## Start DATA SECTION

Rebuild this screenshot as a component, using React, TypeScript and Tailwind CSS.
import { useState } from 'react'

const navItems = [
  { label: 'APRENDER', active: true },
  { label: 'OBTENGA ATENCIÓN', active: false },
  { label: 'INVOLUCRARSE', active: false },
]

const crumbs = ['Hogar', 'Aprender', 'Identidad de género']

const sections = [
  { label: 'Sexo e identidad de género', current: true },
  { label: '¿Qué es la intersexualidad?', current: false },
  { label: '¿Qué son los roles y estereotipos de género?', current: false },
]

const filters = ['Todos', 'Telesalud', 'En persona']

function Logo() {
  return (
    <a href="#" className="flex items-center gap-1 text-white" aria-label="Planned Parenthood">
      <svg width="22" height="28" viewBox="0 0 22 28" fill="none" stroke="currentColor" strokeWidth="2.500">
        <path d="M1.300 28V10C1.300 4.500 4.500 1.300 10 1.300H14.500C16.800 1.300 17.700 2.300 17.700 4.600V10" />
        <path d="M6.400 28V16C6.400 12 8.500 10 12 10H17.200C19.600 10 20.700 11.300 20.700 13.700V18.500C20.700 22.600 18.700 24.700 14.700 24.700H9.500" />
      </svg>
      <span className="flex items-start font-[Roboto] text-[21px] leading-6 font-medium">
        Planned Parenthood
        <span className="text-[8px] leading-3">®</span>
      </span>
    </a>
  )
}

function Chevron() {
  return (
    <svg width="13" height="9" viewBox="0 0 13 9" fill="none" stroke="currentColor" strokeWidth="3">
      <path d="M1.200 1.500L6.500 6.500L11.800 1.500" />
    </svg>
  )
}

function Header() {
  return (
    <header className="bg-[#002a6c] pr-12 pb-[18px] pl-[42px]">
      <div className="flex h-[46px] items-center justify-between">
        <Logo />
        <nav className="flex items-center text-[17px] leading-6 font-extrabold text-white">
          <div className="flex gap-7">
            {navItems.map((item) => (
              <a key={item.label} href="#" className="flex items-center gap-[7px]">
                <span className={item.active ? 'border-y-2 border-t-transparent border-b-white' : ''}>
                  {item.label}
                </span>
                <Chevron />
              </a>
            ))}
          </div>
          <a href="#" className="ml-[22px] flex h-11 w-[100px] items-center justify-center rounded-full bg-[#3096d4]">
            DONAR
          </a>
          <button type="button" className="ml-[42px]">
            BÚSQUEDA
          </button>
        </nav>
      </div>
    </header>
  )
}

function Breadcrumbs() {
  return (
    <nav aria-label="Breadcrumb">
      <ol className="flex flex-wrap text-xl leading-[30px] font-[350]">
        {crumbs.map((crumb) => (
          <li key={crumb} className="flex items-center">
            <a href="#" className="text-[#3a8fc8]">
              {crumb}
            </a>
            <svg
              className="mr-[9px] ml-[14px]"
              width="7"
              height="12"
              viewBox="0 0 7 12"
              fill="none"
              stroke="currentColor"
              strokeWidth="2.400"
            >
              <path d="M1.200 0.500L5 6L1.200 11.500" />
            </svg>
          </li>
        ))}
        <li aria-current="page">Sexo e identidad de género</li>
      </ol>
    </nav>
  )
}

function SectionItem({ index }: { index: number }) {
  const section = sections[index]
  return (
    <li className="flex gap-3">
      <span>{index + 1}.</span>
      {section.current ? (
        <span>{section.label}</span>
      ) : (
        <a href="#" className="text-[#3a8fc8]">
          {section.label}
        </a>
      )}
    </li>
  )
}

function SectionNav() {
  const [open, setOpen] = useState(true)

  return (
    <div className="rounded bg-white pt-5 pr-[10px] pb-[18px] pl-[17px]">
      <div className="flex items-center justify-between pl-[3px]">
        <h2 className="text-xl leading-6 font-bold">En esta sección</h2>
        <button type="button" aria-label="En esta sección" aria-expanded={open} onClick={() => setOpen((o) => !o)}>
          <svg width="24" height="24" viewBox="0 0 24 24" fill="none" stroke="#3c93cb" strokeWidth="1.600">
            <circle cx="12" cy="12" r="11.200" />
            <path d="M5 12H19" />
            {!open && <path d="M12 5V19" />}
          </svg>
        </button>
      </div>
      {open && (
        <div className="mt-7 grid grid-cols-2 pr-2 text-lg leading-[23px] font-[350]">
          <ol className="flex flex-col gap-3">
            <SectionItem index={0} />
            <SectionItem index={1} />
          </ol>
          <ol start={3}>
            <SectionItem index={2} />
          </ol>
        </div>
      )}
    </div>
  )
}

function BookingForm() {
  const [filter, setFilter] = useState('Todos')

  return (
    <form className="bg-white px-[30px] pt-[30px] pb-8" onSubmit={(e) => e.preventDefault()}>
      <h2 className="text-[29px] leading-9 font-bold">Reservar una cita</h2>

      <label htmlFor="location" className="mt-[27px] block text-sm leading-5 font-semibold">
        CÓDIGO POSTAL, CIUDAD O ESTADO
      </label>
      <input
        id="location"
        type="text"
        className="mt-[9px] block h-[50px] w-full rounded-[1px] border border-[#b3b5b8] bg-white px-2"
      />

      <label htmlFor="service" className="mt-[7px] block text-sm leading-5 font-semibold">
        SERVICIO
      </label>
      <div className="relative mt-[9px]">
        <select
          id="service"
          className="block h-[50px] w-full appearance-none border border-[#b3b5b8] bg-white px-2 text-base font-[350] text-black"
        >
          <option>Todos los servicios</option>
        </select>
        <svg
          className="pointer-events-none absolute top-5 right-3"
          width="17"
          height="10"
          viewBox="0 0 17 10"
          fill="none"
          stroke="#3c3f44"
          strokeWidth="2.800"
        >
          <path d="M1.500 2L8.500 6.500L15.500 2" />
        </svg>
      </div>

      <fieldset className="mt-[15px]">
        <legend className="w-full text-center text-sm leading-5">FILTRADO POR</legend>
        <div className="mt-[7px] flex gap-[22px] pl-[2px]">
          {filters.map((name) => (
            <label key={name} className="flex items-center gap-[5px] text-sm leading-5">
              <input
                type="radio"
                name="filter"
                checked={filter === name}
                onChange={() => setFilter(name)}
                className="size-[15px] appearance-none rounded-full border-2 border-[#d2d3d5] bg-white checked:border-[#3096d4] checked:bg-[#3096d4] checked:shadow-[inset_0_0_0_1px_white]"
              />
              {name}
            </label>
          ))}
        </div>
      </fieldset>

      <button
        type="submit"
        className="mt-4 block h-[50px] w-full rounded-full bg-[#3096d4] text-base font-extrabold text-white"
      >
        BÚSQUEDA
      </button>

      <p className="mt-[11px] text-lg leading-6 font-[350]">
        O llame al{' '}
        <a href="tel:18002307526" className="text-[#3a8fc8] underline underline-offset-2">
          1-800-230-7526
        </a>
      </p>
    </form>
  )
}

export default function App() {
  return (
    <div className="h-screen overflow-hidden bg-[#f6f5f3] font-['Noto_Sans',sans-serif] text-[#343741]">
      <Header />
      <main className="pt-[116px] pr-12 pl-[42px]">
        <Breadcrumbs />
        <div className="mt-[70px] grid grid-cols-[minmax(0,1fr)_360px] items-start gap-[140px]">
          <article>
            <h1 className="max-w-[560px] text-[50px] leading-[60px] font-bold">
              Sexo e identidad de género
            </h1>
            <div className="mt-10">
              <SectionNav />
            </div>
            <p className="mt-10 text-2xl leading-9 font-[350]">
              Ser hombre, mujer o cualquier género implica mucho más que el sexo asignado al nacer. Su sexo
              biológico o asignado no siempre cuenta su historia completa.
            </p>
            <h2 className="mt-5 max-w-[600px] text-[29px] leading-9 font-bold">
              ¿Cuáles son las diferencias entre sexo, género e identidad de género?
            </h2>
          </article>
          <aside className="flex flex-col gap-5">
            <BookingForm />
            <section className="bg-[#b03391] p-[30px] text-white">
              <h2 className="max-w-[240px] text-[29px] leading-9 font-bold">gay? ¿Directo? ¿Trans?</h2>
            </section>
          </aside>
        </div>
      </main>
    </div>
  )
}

## End DATA SECTION

* _SET TASK_:
Go through the listing and copy all of it exactly.

* _SOLUTION BELOW_:
Rebuild this screenshot as a component, using React, TypeScript and Tailwind CSS.
import { useState } from 'react'

const navItems = [
  { label: 'APRENDER', active: true },
  { label: 'OBTENGA ATENCIÓN', active: false },
  { label: 'INVOLUCRARSE', active: false },
]

const crumbs = ['Hogar', 'Aprender', 'Identidad de género']

const sections = [
  { label: 'Sexo e identidad de género', current: true },
  { label: '¿Qué es la intersexualidad?', current: false },
  { label: '¿Qué son los roles y estereotipos de género?', current: false },
]

const filters = ['Todos', 'Telesalud', 'En persona']

function Logo() {
  return (
    <a href="#" className="flex items-center gap-1 text-white" aria-label="Planned Parenthood">
      <svg width="22" height="28" viewBox="0 0 22 28" fill="none" stroke="currentColor" strokeWidth="2.500">
        <path d="M1.300 28V10C1.300 4.500 4.500 1.300 10 1.300H14.500C16.800 1.300 17.700 2.300 17.700 4.600V10" />
        <path d="M6.400 28V16C6.400 12 8.500 10 12 10H17.200C19.600 10 20.700 11.300 20.700 13.700V18.500C20.700 22.600 18.700 24.700 14.700 24.700H9.500" />
      </svg>
      <span className="flex items-start font-[Roboto] text-[21px] leading-6 font-medium">
        Planned Parenthood
        <span className="text-[8px] leading-3">®</span>
      </span>
    </a>
  )
}

function Chevron() {
  return (
    <svg width="13" height="9" viewBox="0 0 13 9" fill="none" stroke="currentColor" strokeWidth="3">
      <path d="M1.200 1.500L6.500 6.500L11.800 1.500" />
    </svg>
  )
}

function Header() {
  return (
    <header className="bg-[#002a6c] pr-12 pb-[18px] pl-[42px]">
      <div className="flex h-[46px] items-center justify-between">
        <Logo />
        <nav className="flex items-center text-[17px] leading-6 font-extrabold text-white">
          <div className="flex gap-7">
            {navItems.map((item) => (
              <a key={item.label} href="#" className="flex items-center gap-[7px]">
                <span className={item.active ? 'border-y-2 border-t-transparent border-b-white' : ''}>
                  {item.label}
                </span>
                <Chevron />
              </a>
            ))}
          </div>
          <a href="#" className="ml-[22px] flex h-11 w-[100px] items-center justify-center rounded-full bg-[#3096d4]">
            DONAR
          </a>
          <button type="button" className="ml-[42px]">
            BÚSQUEDA
          </button>
        </nav>
      </div>
    </header>
  )
}

function Breadcrumbs() {
  return (
    <nav aria-label="Breadcrumb">
      <ol className="flex flex-wrap text-xl leading-[30px] font-[350]">
        {crumbs.map((crumb) => (
          <li key={crumb} className="flex items-center">
            <a href="#" className="text-[#3a8fc8]">
              {crumb}
            </a>
            <svg
              className="mr-[9px] ml-[14px]"
              width="7"
              height="12"
              viewBox="0 0 7 12"
              fill="none"
              stroke="currentColor"
              strokeWidth="2.400"
            >
              <path d="M1.200 0.500L5 6L1.200 11.500" />
            </svg>
          </li>
        ))}
        <li aria-current="page">Sexo e identidad de género</li>
      </ol>
    </nav>
  )
}

function SectionItem({ index }: { index: number }) {
  const section = sections[index]
  return (
    <li className="flex gap-3">
      <span>{index + 1}.</span>
      {section.current ? (
        <span>{section.label}</span>
      ) : (
        <a href="#" className="text-[#3a8fc8]">
          {section.label}
        </a>
      )}
    </li>
  )
}

function SectionNav() {
  const [open, setOpen] = useState(true)

  return (
    <div className="rounded bg-white pt-5 pr-[10px] pb-[18px] pl-[17px]">
      <div className="flex items-center justify-between pl-[3px]">
        <h2 className="text-xl leading-6 font-bold">En esta sección</h2>
        <button type="button" aria-label="En esta sección" aria-expanded={open} onClick={() => setOpen((o) => !o)}>
          <svg width="24" height="24" viewBox="0 0 24 24" fill="none" stroke="#3c93cb" strokeWidth="1.600">
            <circle cx="12" cy="12" r="11.200" />
            <path d="M5 12H19" />
            {!open && <path d="M12 5V19" />}
          </svg>
        </button>
      </div>
      {open && (
        <div className="mt-7 grid grid-cols-2 pr-2 text-lg leading-[23px] font-[350]">
          <ol className="flex flex-col gap-3">
            <SectionItem index={0} />
            <SectionItem index={1} />
          </ol>
          <ol start={3}>
            <SectionItem index={2} />
          </ol>
        </div>
      )}
    </div>
  )
}

function BookingForm() {
  const [filter, setFilter] = useState('Todos')

  return (
    <form className="bg-white px-[30px] pt-[30px] pb-8" onSubmit={(e) => e.preventDefault()}>
      <h2 className="text-[29px] leading-9 font-bold">Reservar una cita</h2>

      <label htmlFor="location" className="mt-[27px] block text-sm leading-5 font-semibold">
        CÓDIGO POSTAL, CIUDAD O ESTADO
      </label>
      <input
        id="location"
        type="text"
        className="mt-[9px] block h-[50px] w-full rounded-[1px] border border-[#b3b5b8] bg-white px-2"
      />

      <label htmlFor="service" className="mt-[7px] block text-sm leading-5 font-semibold">
        SERVICIO
      </label>
      <div className="relative mt-[9px]">
        <select
          id="service"
          className="block h-[50px] w-full appearance-none border border-[#b3b5b8] bg-white px-2 text-base font-[350] text-black"
        >
          <option>Todos los servicios</option>
        </select>
        <svg
          className="pointer-events-none absolute top-5 right-3"
          width="17"
          height="10"
          viewBox="0 0 17 10"
          fill="none"
          stroke="#3c3f44"
          strokeWidth="2.800"
        >
          <path d="M1.500 2L8.500 6.500L15.500 2" />
        </svg>
      </div>

      <fieldset className="mt-[15px]">
        <legend className="w-full text-center text-sm leading-5">FILTRADO POR</legend>
        <div className="mt-[7px] flex gap-[22px] pl-[2px]">
          {filters.map((name) => (
            <label key={name} className="flex items-center gap-[5px] text-sm leading-5">
              <input
                type="radio"
                name="filter"
                checked={filter === name}
                onChange={() => setFilter(name)}
                className="size-[15px] appearance-none rounded-full border-2 border-[#d2d3d5] bg-white checked:border-[#3096d4] checked:bg-[#3096d4] checked:shadow-[inset_0_0_0_1px_white]"
              />
              {name}
            </label>
          ))}
        </div>
      </fieldset>

      <button
        type="submit"
        className="mt-4 block h-[50px] w-full rounded-full bg-[#3096d4] text-base font-extrabold text-white"
      >
        BÚSQUEDA
      </button>

      <p className="mt-[11px] text-lg leading-6 font-[350]">
        O llame al{' '}
        <a href="tel:18002307526" className="text-[#3a8fc8] underline underline-offset-2">
          1-800-230-7526
        </a>
      </p>
    </form>
  )
}

export default function App() {
  return (
    <div className="h-screen overflow-hidden bg-[#f6f5f3] font-['Noto_Sans',sans-serif] text-[#343741]">
      <Header />
      <main className="pt-[116px] pr-12 pl-[42px]">
        <Breadcrumbs />
        <div className="mt-[70px] grid grid-cols-[minmax(0,1fr)_360px] items-start gap-[140px]">
          <article>
            <h1 className="max-w-[560px] text-[50px] leading-[60px] font-bold">
              Sexo e identidad de género
            </h1>
            <div className="mt-10">
              <SectionNav />
            </div>
            <p className="mt-10 text-2xl leading-9 font-[350]">
              Ser hombre, mujer o cualquier género implica mucho más que el sexo asignado al nacer. Su sexo
              biológico o asignado no siempre cuenta su historia completa.
            </p>
            <h2 className="mt-5 max-w-[600px] text-[29px] leading-9 font-bold">
              ¿Cuáles son las diferencias entre sexo, género e identidad de género?
            </h2>
          </article>
          <aside className="flex flex-col gap-5">
            <BookingForm />
            <section className="bg-[#b03391] p-[30px] text-white">
              <h2 className="max-w-[240px] text-[29px] leading-9 font-bold">gay? ¿Directo? ¿Trans?</h2>
            </section>
          </aside>
        </div>
      </main>
    </div>
  )
}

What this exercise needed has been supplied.